Exercise -
Starting at the first line of the data, print each line verbatim up to and including the line bearing "import React from", omitting pictures.

Dataset excerpt -
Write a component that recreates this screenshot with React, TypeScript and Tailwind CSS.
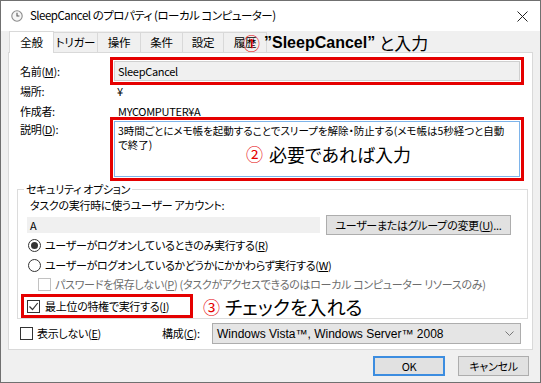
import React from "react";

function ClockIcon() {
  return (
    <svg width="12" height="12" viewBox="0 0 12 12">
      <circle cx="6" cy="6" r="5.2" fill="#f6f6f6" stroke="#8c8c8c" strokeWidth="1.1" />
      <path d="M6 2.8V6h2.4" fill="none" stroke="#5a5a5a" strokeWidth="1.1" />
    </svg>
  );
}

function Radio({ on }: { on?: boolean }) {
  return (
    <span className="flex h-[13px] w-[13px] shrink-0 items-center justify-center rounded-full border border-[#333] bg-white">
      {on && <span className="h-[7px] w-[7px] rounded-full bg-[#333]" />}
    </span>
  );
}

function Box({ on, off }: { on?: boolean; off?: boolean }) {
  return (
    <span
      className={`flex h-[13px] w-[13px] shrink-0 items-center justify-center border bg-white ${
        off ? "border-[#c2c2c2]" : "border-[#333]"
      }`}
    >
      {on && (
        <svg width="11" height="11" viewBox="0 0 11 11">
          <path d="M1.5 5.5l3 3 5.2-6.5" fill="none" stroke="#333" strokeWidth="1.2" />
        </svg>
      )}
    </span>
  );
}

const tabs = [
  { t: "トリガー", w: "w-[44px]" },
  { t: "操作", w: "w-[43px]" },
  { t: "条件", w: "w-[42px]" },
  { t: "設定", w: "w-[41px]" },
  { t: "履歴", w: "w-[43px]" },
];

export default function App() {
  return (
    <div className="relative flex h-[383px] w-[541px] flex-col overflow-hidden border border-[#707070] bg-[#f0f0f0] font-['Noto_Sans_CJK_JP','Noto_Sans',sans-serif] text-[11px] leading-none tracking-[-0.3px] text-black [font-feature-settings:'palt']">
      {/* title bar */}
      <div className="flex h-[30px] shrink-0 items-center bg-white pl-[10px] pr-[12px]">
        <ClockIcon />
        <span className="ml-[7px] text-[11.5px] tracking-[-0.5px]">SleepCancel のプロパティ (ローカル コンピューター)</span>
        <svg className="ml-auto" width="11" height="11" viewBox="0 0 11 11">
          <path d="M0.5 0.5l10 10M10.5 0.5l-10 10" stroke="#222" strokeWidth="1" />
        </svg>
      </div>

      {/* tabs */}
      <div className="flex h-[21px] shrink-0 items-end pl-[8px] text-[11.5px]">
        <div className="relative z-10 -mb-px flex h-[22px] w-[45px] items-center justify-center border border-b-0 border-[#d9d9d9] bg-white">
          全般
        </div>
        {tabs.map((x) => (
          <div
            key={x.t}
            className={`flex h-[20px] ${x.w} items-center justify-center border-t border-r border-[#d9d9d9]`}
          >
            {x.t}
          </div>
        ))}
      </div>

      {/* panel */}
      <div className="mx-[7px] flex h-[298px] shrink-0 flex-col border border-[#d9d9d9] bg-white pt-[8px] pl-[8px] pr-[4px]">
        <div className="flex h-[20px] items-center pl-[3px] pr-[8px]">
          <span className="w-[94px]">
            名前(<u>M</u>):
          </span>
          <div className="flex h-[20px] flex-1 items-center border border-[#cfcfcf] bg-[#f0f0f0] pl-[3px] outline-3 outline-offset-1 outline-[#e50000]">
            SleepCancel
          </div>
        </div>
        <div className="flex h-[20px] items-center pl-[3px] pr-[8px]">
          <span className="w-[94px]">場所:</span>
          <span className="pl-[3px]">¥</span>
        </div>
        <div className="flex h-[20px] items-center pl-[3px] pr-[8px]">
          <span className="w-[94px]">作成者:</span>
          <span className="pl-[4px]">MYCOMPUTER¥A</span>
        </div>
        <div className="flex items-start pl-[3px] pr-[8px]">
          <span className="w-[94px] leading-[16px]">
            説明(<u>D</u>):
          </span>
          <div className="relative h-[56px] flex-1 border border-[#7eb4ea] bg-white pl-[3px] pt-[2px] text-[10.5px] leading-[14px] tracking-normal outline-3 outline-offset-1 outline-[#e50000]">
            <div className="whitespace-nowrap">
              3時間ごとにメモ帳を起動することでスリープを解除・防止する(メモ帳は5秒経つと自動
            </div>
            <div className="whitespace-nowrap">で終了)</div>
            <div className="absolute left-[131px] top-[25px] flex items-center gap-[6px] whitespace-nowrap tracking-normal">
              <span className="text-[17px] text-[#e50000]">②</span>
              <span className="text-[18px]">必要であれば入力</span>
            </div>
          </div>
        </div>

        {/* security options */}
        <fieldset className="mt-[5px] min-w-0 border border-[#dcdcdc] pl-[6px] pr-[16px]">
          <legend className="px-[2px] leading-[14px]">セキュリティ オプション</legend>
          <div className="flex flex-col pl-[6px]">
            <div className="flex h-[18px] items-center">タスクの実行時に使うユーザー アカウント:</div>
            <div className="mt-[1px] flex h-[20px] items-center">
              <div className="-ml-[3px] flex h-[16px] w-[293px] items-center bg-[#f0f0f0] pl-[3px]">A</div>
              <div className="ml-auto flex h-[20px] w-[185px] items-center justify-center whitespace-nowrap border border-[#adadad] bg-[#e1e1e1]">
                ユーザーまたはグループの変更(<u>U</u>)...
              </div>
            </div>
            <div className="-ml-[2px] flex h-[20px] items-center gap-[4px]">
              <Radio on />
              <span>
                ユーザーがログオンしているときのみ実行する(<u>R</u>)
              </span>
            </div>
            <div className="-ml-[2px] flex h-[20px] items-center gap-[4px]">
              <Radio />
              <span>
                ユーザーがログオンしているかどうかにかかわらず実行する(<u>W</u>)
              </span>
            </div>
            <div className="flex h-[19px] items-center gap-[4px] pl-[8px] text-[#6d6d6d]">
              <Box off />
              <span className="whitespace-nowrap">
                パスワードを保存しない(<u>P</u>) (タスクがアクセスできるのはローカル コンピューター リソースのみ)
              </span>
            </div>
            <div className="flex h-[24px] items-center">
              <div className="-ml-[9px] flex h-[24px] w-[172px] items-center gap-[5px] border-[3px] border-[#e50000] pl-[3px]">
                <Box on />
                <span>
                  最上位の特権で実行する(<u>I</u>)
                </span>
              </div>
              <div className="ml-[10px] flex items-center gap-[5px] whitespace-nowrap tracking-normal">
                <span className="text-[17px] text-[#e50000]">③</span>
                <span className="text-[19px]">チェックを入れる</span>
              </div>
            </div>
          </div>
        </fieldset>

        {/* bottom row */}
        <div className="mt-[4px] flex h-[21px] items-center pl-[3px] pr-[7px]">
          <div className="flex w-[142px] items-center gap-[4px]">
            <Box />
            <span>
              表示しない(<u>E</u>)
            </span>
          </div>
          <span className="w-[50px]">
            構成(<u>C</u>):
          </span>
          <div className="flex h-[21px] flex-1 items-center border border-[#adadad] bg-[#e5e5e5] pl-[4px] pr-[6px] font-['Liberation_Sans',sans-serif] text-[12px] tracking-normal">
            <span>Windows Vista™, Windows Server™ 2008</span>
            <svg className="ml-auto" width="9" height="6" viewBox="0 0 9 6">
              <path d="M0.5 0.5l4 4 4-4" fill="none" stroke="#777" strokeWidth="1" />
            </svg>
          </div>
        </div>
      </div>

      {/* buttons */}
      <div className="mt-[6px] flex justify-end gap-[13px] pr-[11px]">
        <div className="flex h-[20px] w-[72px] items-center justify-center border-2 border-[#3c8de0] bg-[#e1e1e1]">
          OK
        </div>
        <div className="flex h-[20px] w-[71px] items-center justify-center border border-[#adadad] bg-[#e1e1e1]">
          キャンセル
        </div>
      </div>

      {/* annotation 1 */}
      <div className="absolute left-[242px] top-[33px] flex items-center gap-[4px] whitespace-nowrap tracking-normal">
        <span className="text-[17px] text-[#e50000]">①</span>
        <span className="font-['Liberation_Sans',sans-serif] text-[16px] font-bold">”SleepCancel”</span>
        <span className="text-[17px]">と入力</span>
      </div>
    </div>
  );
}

Full solution -
Write a component that recreates this screenshot with React, TypeScript and Tailwind CSS.
import React from "react";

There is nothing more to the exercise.